If you watched any of Donald Trump's rallies this year, you might have heard him rant and rave against China. The way he put it - and continues to put it - China is America's mortal enemy, an adversary for the 21st century and beyond. Donald Trump, however, isn't the only person who appears to think this way.
The so-called "pivot to Asia" that President Obama made the centerpiece of his long-term foreign policy agenda was also predicated in large part on the idea that China is a potential adversary that needs to be countered - perhaps by force. But is China really our enemy? Or are we just turning them into one? And are we risking nuclear annihilation in the process?
These questions are at the heart of "The Coming War On China" - a shocking new documentary by legendary filmmaker John Pilger, that is airing in the United States exclusively here on RT America with its premiere Saturday night at 9pm Eastern, 6pm Pacific time.
John Pilger joins us now from our London studios. John, welcome to the program.
John Pilger: Thank you, Thom.
Thom Hartmann: You start out this documentary not by talking about China, but with a long section about US nuclear testing in the Pacific. Why was that?
John Pilger: Well, it's about the possibility, if not the prospect, of nuclear war. The issue of nuclear war and the risk of nuclear war was said to have gone away. It never went away, of course, and we're reminded by this current situation with China and also with Russia, of course, two nuclear-armed powers. The whole Cold War issue that so consumed us, the possibility of us, of facing a nuclear Armageddon, that's very much an issue now.
The whole issue with China is, I mean, I would use that rather bland word 'unnecessary'. But it's happened and what's interesting is that it's happened, it's been happening for some years but it's almost as if it's only just been noticed. There has been quite a bit of news both in the US and over here about China building air strips in the Spratly Islands in the South China Sea and almost nothing about the fact that the US has surrounded China with some four hundred military bases that stretch all the way from Australia through the Pacific up through Asia, Korea, Japan and across Eurasia.
And that's one of the, probably the most revealing maps I've used in the documentary, based on David Vine's excellent research in Base Nation which shows China encircled as if by some noose and these are, as I say, warships, bombers, battle groups. The US Navy has low draft ships just outside Chinese waters. This is the kind of provocation, the kind of scenario if you like, just before a war.
But why? It makes no sense and of course it's all about dominance and the US feeling insecure, at least the administrations in the US feeling that they, their position as top dog in the world is being challenged.
Thom Hartmann: You in the movie describe an incident in Okinawa during the Cuban Missile Crisis that, you know, I was alive during the Cuban Missile Crisis, I had no recollection of that or had that story ever been told. Tell us about that. And what should that incident tell us?

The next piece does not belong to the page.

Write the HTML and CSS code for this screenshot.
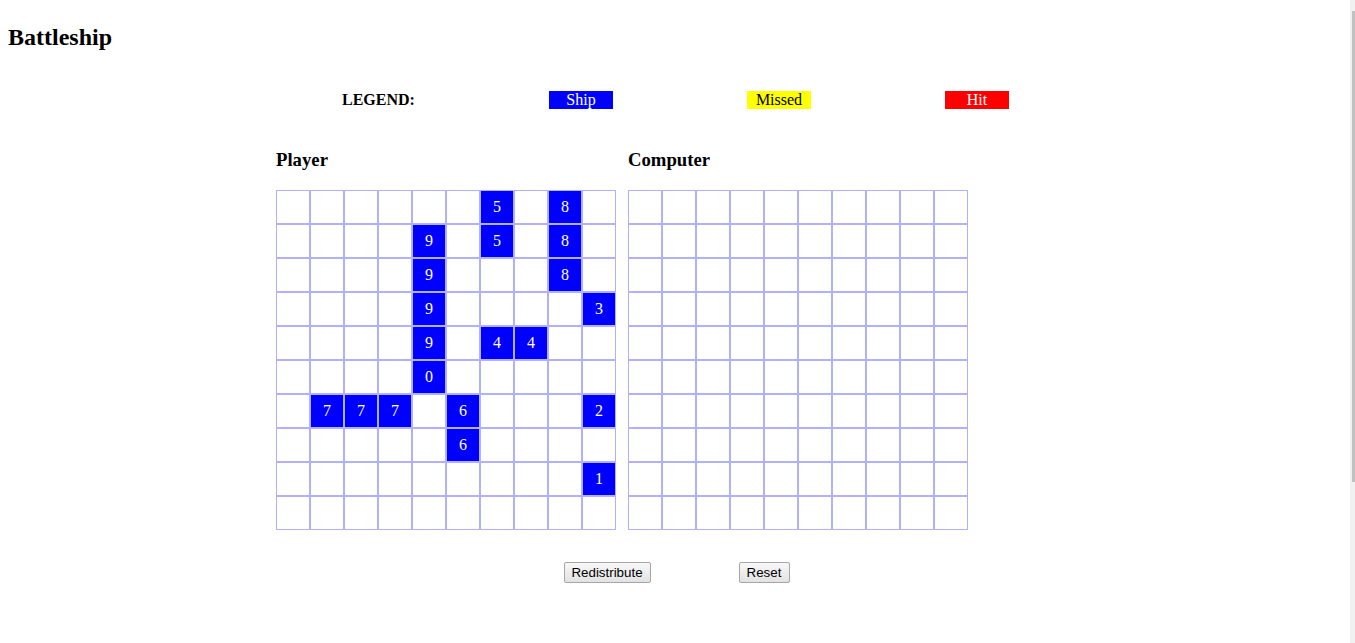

John Pilger: Well, it's interesting isn't it? You're right, I was also alive then and I remember the Cuban Missile Crisis very well. And there was no suggestion of a possible threat in the East. But in fact what happened was, and we have one of the former missileers who gave a testimony to a United Nations Committee that a false order was received in a Mace missile site on Okinawa. These Mace missiles were aimed at China and at North Korea. A couple were aimed at the Soviet Union but mostly at China.
And it was, the hero of this piece was a captain, he's now dead, a US captain who questioned the fact that he'd been given an order to fire a missile at China when in fact they were then, the crew was watching on television the Cuban Missile Crisis unfold and it had absolutely nothing to do with China. So he ordered several of his crew to go to another launch pad which had accepted this order, draw their 45s and tell them to stop. It was the kind of drama that one imagines, but really believes doesn't actually happen. But it did happen. And the former missileer John Bordne who gives this, who tells us in the film what happened, describes coming out into the fresh air that day and feeling the breeze and them discussing how they almost blew the earth to pieces.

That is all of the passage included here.